Biden pushes for taxpayer-funded abortion nationwide in 2025 budget plan

Biden pushes for taxpayer-funded abortion nationwide in 2025 budget plan



When Biden was a senator (pictured with former Rep. Henry Hyde), he consistently supported and voted for the Hyde Amendment, which banned federal spending on abortion. / Credit: Alex Wong/Getty Images

Washington, D.C. Newsroom, Mar 20, 2024 / 14:45 pm (CNA).


President Joe Biden is calling for taxpayer-funded abortion nationwide and more funding for a program that funnels money to Planned Parenthood facilities in his 2025 budget plan unveiled last week.

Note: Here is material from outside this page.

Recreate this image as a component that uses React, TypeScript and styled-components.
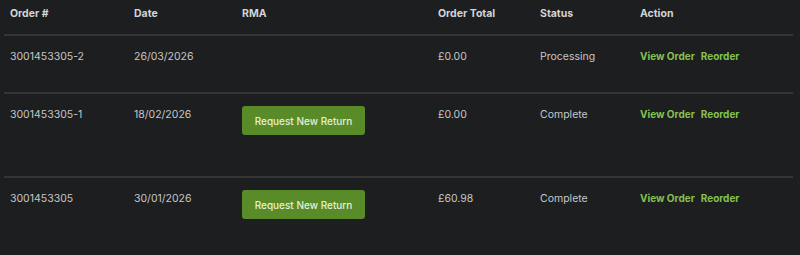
import React from "react";
import styled, { createGlobalStyle } from "styled-components";

const Global = createGlobalStyle`
  html, body { margin: 0; padding: 0; background: #1c1e20; }
  body { font-family: Inter, "Noto Sans", sans-serif; }
`;

const Table = styled.div`
  margin-left: 4px;
  width: 789px;
  color: #c6c7c8;
  font-size: 10.5px;
`;

const Row = styled.div<{ $header?: boolean }>`
  display: grid;
  grid-template-columns: 124px 108px 196px 102px 100px 1fr;
  align-items: start;
  padding: ${(p) => (p.$header ? "7px 0 0 6px" : "13px 0 0 6px")};
  height: ${(p) => (p.$header ? "27px" : "auto")};
  border-bottom: 2px solid #333537;
`;

const Head = styled.div`
  font-weight: 700;
  color: #d3d4d5;
  line-height: 14px;
`;

const Cell = styled.div<{ $tall?: boolean }>`
  line-height: 15px;
  min-height: ${(p) => (p.$tall ? "69px" : "43px")};
`;

const ReturnButton = styled.button`
  margin-top: -1px;
  width: 123px;
  height: 29px;
  border: none;
  border-radius: 3px;
  background: #5a8b29;
  color: #e4f0da;
  font-family: inherit;
  font-size: 10px;
  font-weight: 500;
  padding: 0;
`;

const Actions = styled.div`
  display: flex;
  gap: 6px;
  line-height: 15px;
`;

const Link = styled.a`
  color: #86c24f;
  font-weight: 700;
  font-size: 10px;
  text-decoration: none;
`;

const orders = [
  { id: "3001453305-2", date: "26/03/2026", rma: false, total: "£0.00", status: "Processing" },
  { id: "3001453305-1", date: "18/02/2026", rma: true, total: "£0.00", status: "Complete" },
  { id: "3001453305", date: "30/01/2026", rma: true, total: "£60.98", status: "Complete" },
];

export default function App() {
  return (
    <>
      <Global />
      <Table>
        <Row $header>
          <Head>Order #</Head>
          <Head>Date</Head>
          <Head>RMA</Head>
          <Head>Order Total</Head>
          <Head>Status</Head>
          <Head>Action</Head>
        </Row>
        {orders.map((o) => (
          <Row key={o.id}>
            <Cell $tall={o.rma}>{o.id}</Cell>
            <Cell $tall={o.rma}>{o.date}</Cell>
            <Cell $tall={o.rma}>{o.rma && <ReturnButton>Request New Return</ReturnButton>}</Cell>
            <Cell $tall={o.rma}>{o.total}</Cell>
            <Cell $tall={o.rma}>{o.status}</Cell>
            <Actions>
              <Link href="#">View Order</Link>
              <Link href="#">Reorder</Link>
            </Actions>
          </Row>
        ))}
      </Table>
    </>
  );
}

The $7.3 trillion budget would eliminate two safeguards that prevent taxpayer-funded abortion: the Hyde Amendment and the Dornan Amendment. Both amendments have been included in federal budget bills for decades, but the president’s proposal leaves them out completely. His plan would also increase funding for the Title X family planning program, which funnels millions of dollars to the abortion provider Planned Parenthood.


“Since flip-flopping on taxpayer-funded abortion to run for president, Biden has lost any resistance to his party’s pro-abortion activist wing,” Marjorie Dannenfelser, the president of Susan B. Anthony Pro-Life America, said in a statement.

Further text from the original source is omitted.